His time with Palace, three years during his first stay, was eventually affected by niggling injuries, but he still made it to an FA Cup Final where he was an unused substitute, all the while having achieved that top-flight dream.

He had almost joined West Bromwich Albion upon leaving Wolves, but changed his mind at the last minute, not wanting to immediately tarnish the relationship nurtured with the Molineux faithful.

“My agent was like, ‘Sako, are you crazy?’ but I just didn’t feel I could do it,” he reveals.

“I was a free agent after leaving Palace because I had been injured with a broken ankle, and when West Brom came in again, by then a few years had passed.

“I decided this time to go, although I know some fans were probably still mad at me, going to the enemy, like ‘how can you do that to us?’

“But that’s football, and as it turned out, I was only there for three months in the end.”

From there Sako actually returned to Palace, and he has also had a stint back with St Etienne, as well as with Pafos, in Cyprus, and, his current home, Levadiakos in Greece.

Although coming to the end of his existing contract, Levadiakos are keen to extend Sako’s stay, something he is currently considering along with assessing other potential options.  His extensive career has also seen him achieve his international dream, representing Mali, for whom he has scored nine goals from 21 appearances.

Now 35, he still feels there are a few more miles in the tank.

“I am still enjoying my football, and still taking people on, and, as much as I can continue to do that, I will carry on and keep playing,” he insists.

“When I see that defenders are quicker than me, or find it easy to stop me, maybe that is when I will know that it is time to finish!”

Recent evidence as part of the Wolves team which travelled to North Carolina for the inaugural TST tournament showed Sako still has that strength, turn of pace and eye for goal, the famous left foot responsible for several clinical finishes as the team narrowly failed to qualify from their group.

“Goal difference again,” he says with a laugh.

He thoroughly enjoyed meeting up with former team-mates such as Golbourne, Richard Stearman and Leon Clarke, although one familiar – or maybe now unfamiliar – face caught him a bit by surprise.

“Hunty,” he bellows.

“He looks different now!  

“It was great to see him again, but I was like, ‘this is not the same Hunty I used to play with!’

“It felt amazing meeting up with everyone again as well as some new team-mates.

“Just the chance to pull on that shirt again was an amazing experience and I felt so grateful.”

Even better for Sako, who planned to take both his sons along only for his eldest Ryan’s passport renewal not to come through, was that his youngest – Baky Junior – was able to see him play.

“During my time at Wolves he was only a baby and has only seen me play for the club in videos or pictures so it was amazing that he got to come along,” he says.

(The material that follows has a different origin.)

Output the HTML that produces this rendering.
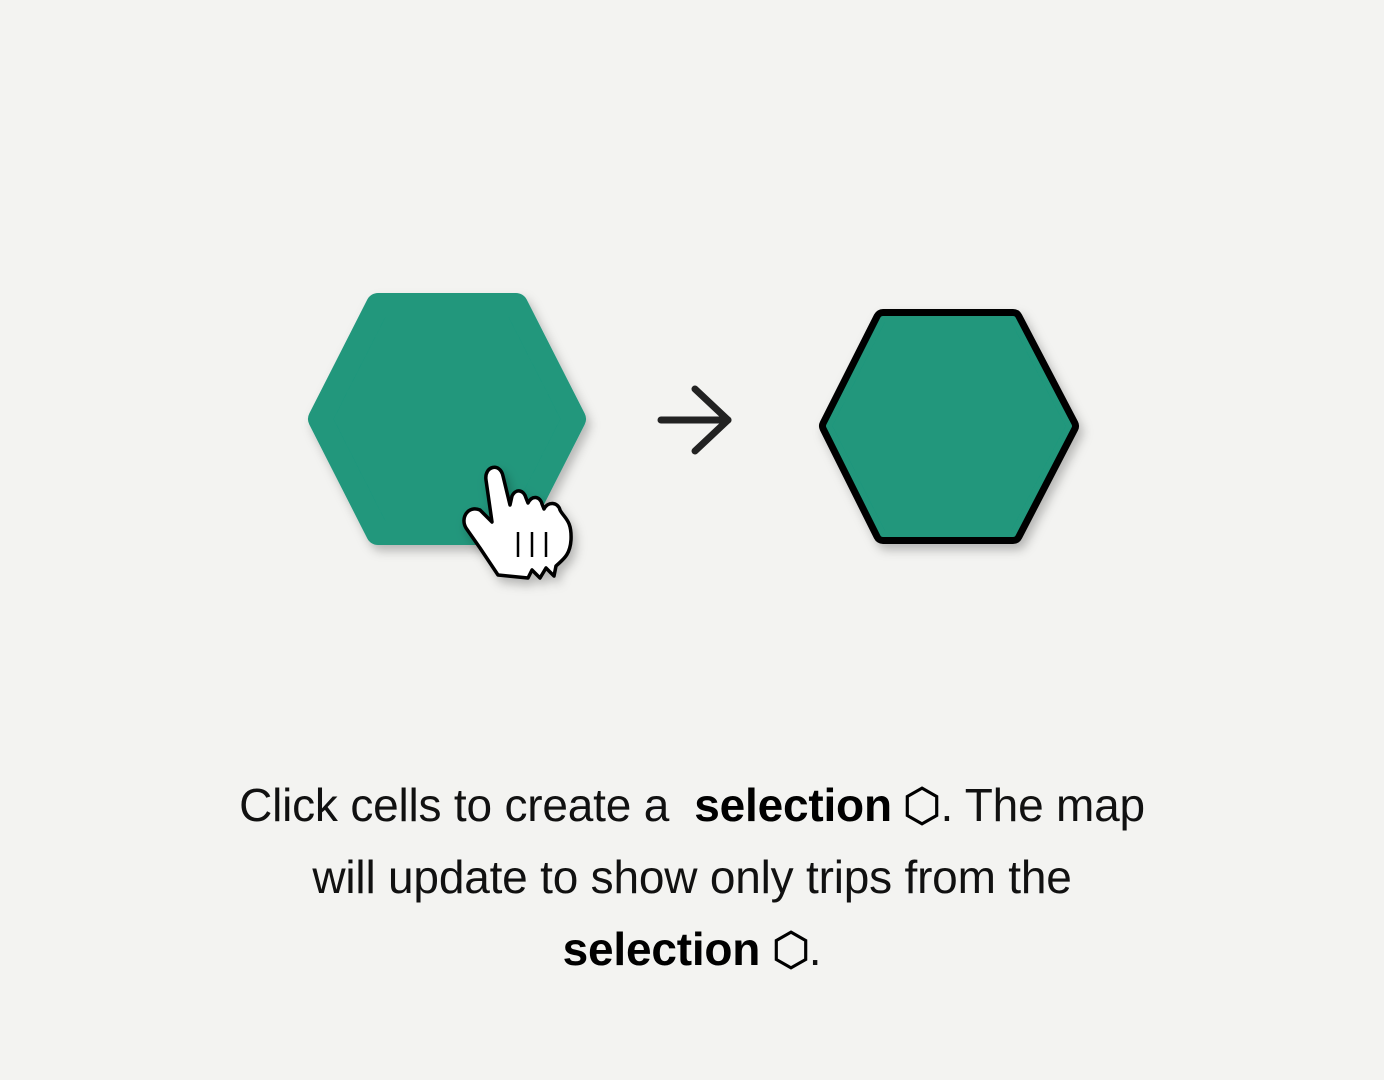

And that feeling about Wolves, an enduring connection even eight years after he left, exists not only for his family.  It lingers on within the Molineux family, as well.

“Still now, the interaction I have with the Wolves fans is the same as it has always been, which is brilliant,” Sako says.

“I think they can see and remember that I gave everything for the club, I gave my best in every single game I played.

“To be honest, it was one of the best times of my career so far.

“Not all of it, because we had the relegation, but most of it was so good.

“I am still in touch with so many of my team-mates from that time and we still follow each other and support each other because friendships made on the pitch can last forever.”

It is now a decade since the start of that League One season which carries so much significance in Wolves’ recent history.  After the double relegations, there was a rot which needed to be stopped, and that task was achieved in spectacular fashion by that staff and group of players.

Sako, who many fans would have forgiven for moving on during such a tumultuous period, wasn’t ready to throw in the towel.  

Instead, he was to prove a key influence, a talisman even, and one whose status as a firm fans’ favourite – even taking into consideration that short spell down the road with the fierce arch-rivals – is certainly assured.

He will forever be a popular part of the gold and black alumni.  He’s magic, you know.